Власть явно выступила на стороне композитора. То есть провокация исходила со стороны завистливых коллег. Таривердиев, никаких доказательств не приводя, подозревал в авторстве телеграммы Никиту Богословского. На мой взгляд, любитель розыгрышей Богословский был просто самой удобной мишенью. Легкомысленный живчик, часто не способный предвидеть результаты своих шуток, лучше, чем коварный завистник. То есть, в данном случае опять сработало желание Таривердиева видеть ситуацию мягче.
А вообще эта история сильно его надломила. Пожалуй, чересчур.
Таривердиев признавался:
«…если бы вы знали, как это было унизительно! Мне, которому всегда говорили — моя музыка может быть плохая или хорошая, но что у меня есть свой стиль, что моя музыка узнаваема мгновенно, — мне нужно отмываться, доказывать, что я не украл! А с каким удовольствием участвовали в этой истории мои коллеги! Как им было приятно! Более того, с тех пор очень долгое время на концертах в разных концах страны меня спрашивали: что это за история, была она или нет. Помню этот восторг: украл или не украл. И я перестал доверять им всем. В том числе и публике. Когда раньше я выходил на сцену, я всегда любил зал, где бы и какой бы он ни был. А теперь перестал его любить.

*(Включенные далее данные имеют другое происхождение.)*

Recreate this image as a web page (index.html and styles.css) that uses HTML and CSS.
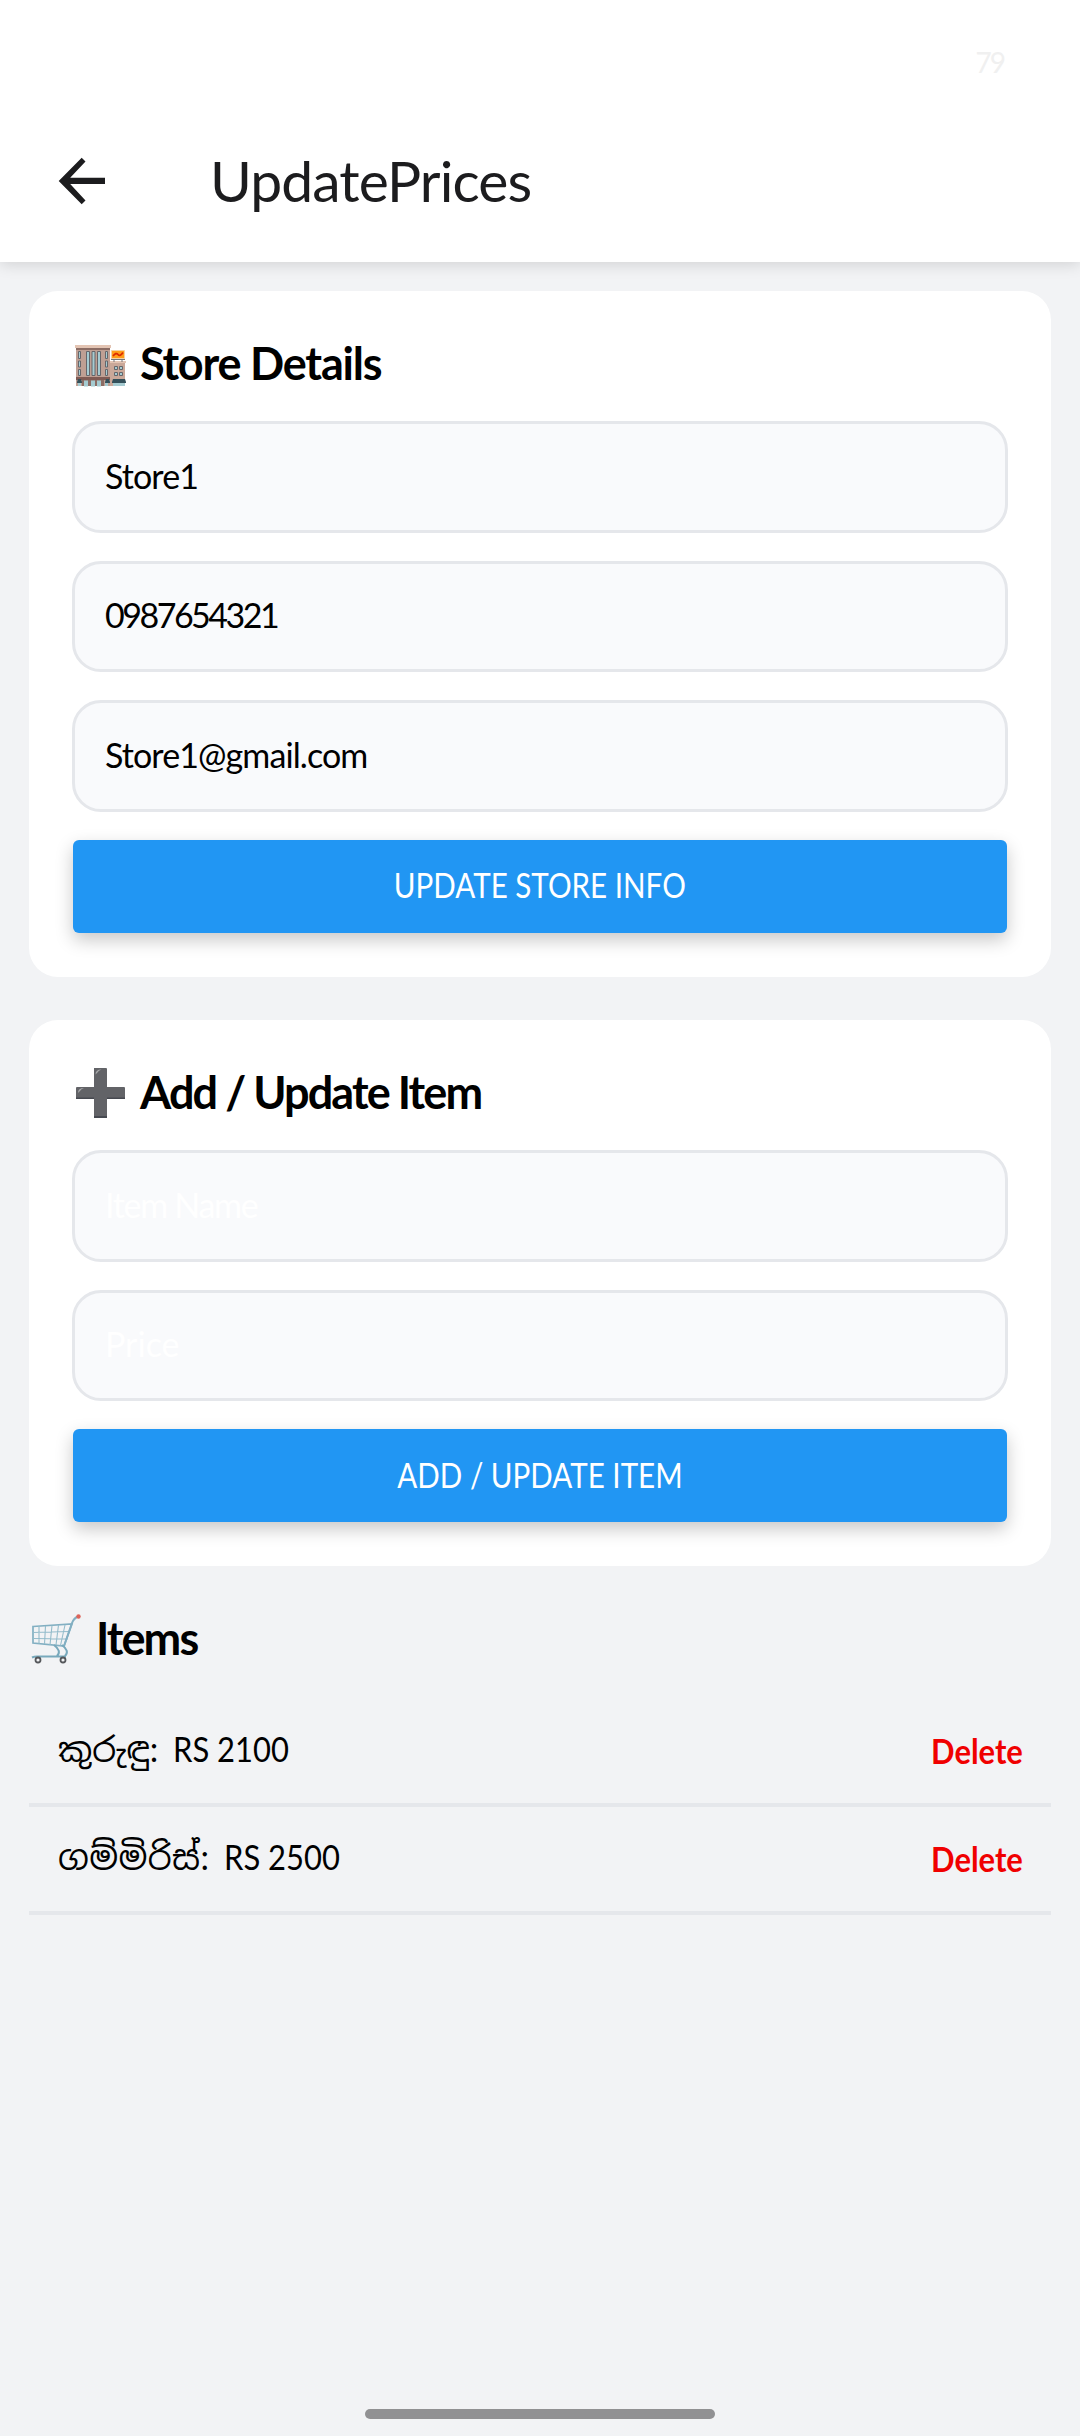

Еще какие-то годы я выступал с концертами, выходил на сцену. Но вот это я всегда помнил. Помнил то любопытство, с которым смаковали подробности сплетен. Музыка интересовала меньше. Скандал — больше. Вот такая история. С тех пор не люблю публику»
Умер Таривердиев нестарым еще человеком (65 лет), перенеся несколько инфарктов, доказывая, что творцу необходима броня от жизни, абстрагирование, умение послать всех на три буквы, выпевая свои ноты.